[EXERCISE OBJECTIVE]: Gather every line below where "React" appears.

──────── STORED DATA

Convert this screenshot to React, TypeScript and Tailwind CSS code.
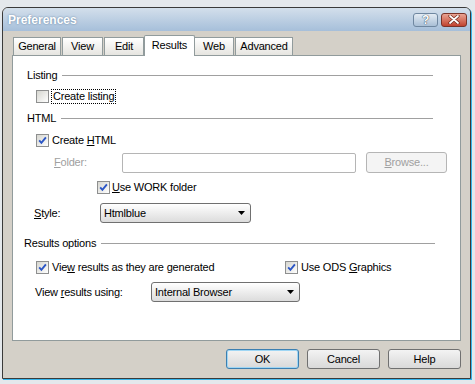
import React from "react";

const font = "font-['Liberation_Sans',Arial,sans-serif]";

function Check({ checked }: { checked?: boolean }) {
  return (
    <span className="w-[13px] h-[13px] shrink-0 border border-[#8e8f8f] bg-linear-to-br from-[#d6d6d0] to-white flex items-center justify-center">
      {checked && (
        <svg width="9" height="9" viewBox="0 0 9 9">
          <path d="M1.2 4.4 L3.4 6.8 L7.9 1.4" stroke="#2b56c6" strokeWidth="1.9" fill="none" />
        </svg>
      )}
    </span>
  );
}

function Group({ label, pl, width }: { label: string; pl: string; width: string }) {
  return (
    <div className={`flex items-center h-[16px] ${pl} ${width}`}>
      <span>{label}</span>
      <span className="flex-1 ml-[5px] h-px bg-[#a0a0a0]" />
    </div>
  );
}

function Select({ value, width }: { value: string; width: string }) {
  return (
    <div className={`${width} h-[20px] rounded-[3px] border border-[#707070] bg-linear-to-b from-white to-[#dcdcdc] flex items-center justify-between pl-[3px] pr-[5px]`}>
      <span>{value}</span>
      <svg width="7" height="4" viewBox="0 0 7 4">
        <path d="M0 0 H7 L3.5 4 Z" fill="#000" />
      </svg>
    </div>
  );
}

function Btn({ children, focused }: { children: React.ReactNode; focused?: boolean }) {
  return (
    <div
      className={`w-[73px] h-[20px] rounded-[3px] border flex items-center justify-center bg-linear-to-b from-[#f3f3f3] to-[#d9d9d9] ${
        focused ? "border-[#3c7fb1] shadow-[inset_0_0_0_1px_#9fd6f4]" : "border-[#707070]"
      }`}
    >
      {children}
    </div>
  );
}

const tabs = [
  { name: "General", w: "w-[48px]" },
  { name: "View", w: "w-[41px]" },
  { name: "Edit", w: "w-[40px]" },
  { name: "Results", w: "w-[51px]", active: true },
  { name: "Web", w: "w-[40px]" },
  { name: "Advanced", w: "w-[58px]" },
];

export default function App() {
  return (
    <div className={`w-[475px] h-[384px] bg-[#e4e8ec] overflow-hidden pt-[7px] pl-[2px] text-[11px] tracking-[-0.2px] text-black ${font}`}>
      <div className="w-[469px] h-[372px] border border-[#3a3a3a] rounded-t-[6px] overflow-hidden flex flex-col bg-[#d4d0c8] shadow-[1px_1px_0_#36b4ea]">
        {/* Title bar */}
        <div className="h-[23px] shrink-0 flex items-center justify-between bg-linear-to-b from-[#d3dfeb] to-[#a6bfda] pl-[5px] pr-[3px]">
          <span className="text-white font-bold text-[12px] tracking-normal [text-shadow:0_0_2px_#5a7a9a]">Preferences</span>
          <div className="flex gap-[3px]">
            <div className="w-[25px] h-[14px] rounded-[3px] border border-[#6f87a0] bg-linear-to-b from-[#e4ecf4] to-[#a9bfd6] flex items-center justify-center">
              <span className="text-white font-bold text-[12px] leading-none [text-shadow:0_0_1px_#33465a,0_0_1px_#33465a]">?</span>
            </div>
            <div className="w-[26px] h-[14px] rounded-[3px] border border-[#7a3328] bg-linear-to-b from-[#e9a393] to-[#c0412e] flex items-center justify-center">
              <svg width="12" height="9" viewBox="0 0 12 9">
                <path d="M2 1 L10 8 M10 1 L2 8" stroke="#6b2418" strokeWidth="3.2" strokeLinecap="round" />
                <path d="M2 1 L10 8 M10 1 L2 8" stroke="#fff" strokeWidth="1.8" strokeLinecap="round" />
              </svg>
            </div>
          </div>
        </div>

        {/* Body */}
        <div className="flex-1 flex flex-col pt-[4px] px-[9px]">
          <div className="h-[20px] flex items-start pl-[1px]">
            {tabs.map((t) =>
              t.active ? (
                <div
                  key={t.name}
                  className={`${t.w} h-[21px] relative z-10 bg-white border border-b-0 border-[#919b9c] rounded-t-[2px] flex items-center justify-center -mx-px pb-[1px]`}
                >
                  {t.name}
                </div>
              ) : (
                <div
                  key={t.name}
                  className={`${t.w} h-[18px] mt-[2px] mr-px bg-linear-to-b from-white to-[#e6e5e0] border border-b-0 border-[#919b9c] flex items-center justify-center`}
                >
                  {t.name}
                </div>
              )
            )}
          </div>

          {/* Panel */}
          <div className="w-[449px] h-[286px] border border-[#919b9c] bg-white flex flex-col">
            <div className="mt-[11px]">
              <Group label="Listing" pl="pl-[14px]" width="w-[420px]" />
            </div>
            <div className="mt-[5px] h-[16px] flex items-center pl-[23px] gap-[2px]">
              <Check />
              <span className="border border-dotted border-black px-px leading-[13px]">Create listing</span>
            </div>
            <div className="mt-[6px]">
              <Group label="HTML" pl="pl-[14px]" width="w-[420px]" />
            </div>
            <div className="mt-[6px] h-[16px] flex items-center pl-[23px] gap-[3px]">
              <Check checked />
              <span>
                Create <span className="underline">H</span>TML
              </span>
            </div>
            <div className="mt-[4px] h-[21px] flex items-center pl-[41px]">
              <span className="w-[68px] text-[#a0a0a0]">
                <span className="underline">F</span>older:
              </span>
              <div className="w-[234px] h-[20px] rounded-[2px] border border-[#b5b5b5] bg-white" />
              <div className="ml-[10px] w-[81px] h-[21px] rounded-[3px] border border-[#b5b5b5] bg-[#f4f4f4] flex items-center justify-center text-[#a0a0a0]">
                <span>
                  <span className="underline">B</span>rowse...
                </span>
              </div>
            </div>
            <div className="mt-[6px] h-[16px] flex items-center pl-[84px] gap-[2px]">
              <Check checked />
              <span>
                <span className="underline">U</span>se WORK folder
              </span>
            </div>
            <div className="mt-[8px] h-[20px] flex items-center pl-[21px]">
              <span className="w-[66px]">
                <span className="underline">S</span>tyle:
              </span>
              <Select value="Htmlblue" width="w-[151px]" />
            </div>
            <div className="mt-[12px]">
              <Group label="Results options" pl="pl-[11px]" width="w-[422px]" />
            </div>
            <div className="mt-[8px] h-[16px] flex items-center pl-[23px]">
              <div className="w-[249px] flex items-center gap-[3px]">
                <Check checked />
                <span>
                  Vie<span className="underline">w</span> results as they are generated
                </span>
              </div>
              <div className="flex items-center gap-[3px]">
                <Check checked />
                <span>
                  Use ODS <span className="underline">G</span>raphics
                </span>
              </div>
            </div>
            <div className="mt-[7px] h-[20px] flex items-center pl-[22px]">
              <span className="w-[116px]">
                View <span className="underline">r</span>esults using:
              </span>
              <Select value="Internal Browser" width="w-[149px]" />
            </div>
          </div>

          {/* Buttons */}
          <div className="mt-[8px] flex justify-end gap-[8px]">
            <Btn focused>OK</Btn>
            <Btn>Cancel</Btn>
            <Btn>Help</Btn>
          </div>
        </div>
      </div>
    </div>
  );
}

────────────────

[ANSWER TO THIS EXERCISE]:
Convert this screenshot to React, TypeScript and Tailwind CSS code.
import React from "react";
function Btn({ children, focused }: { children: React.ReactNode; focused?: boolean }) {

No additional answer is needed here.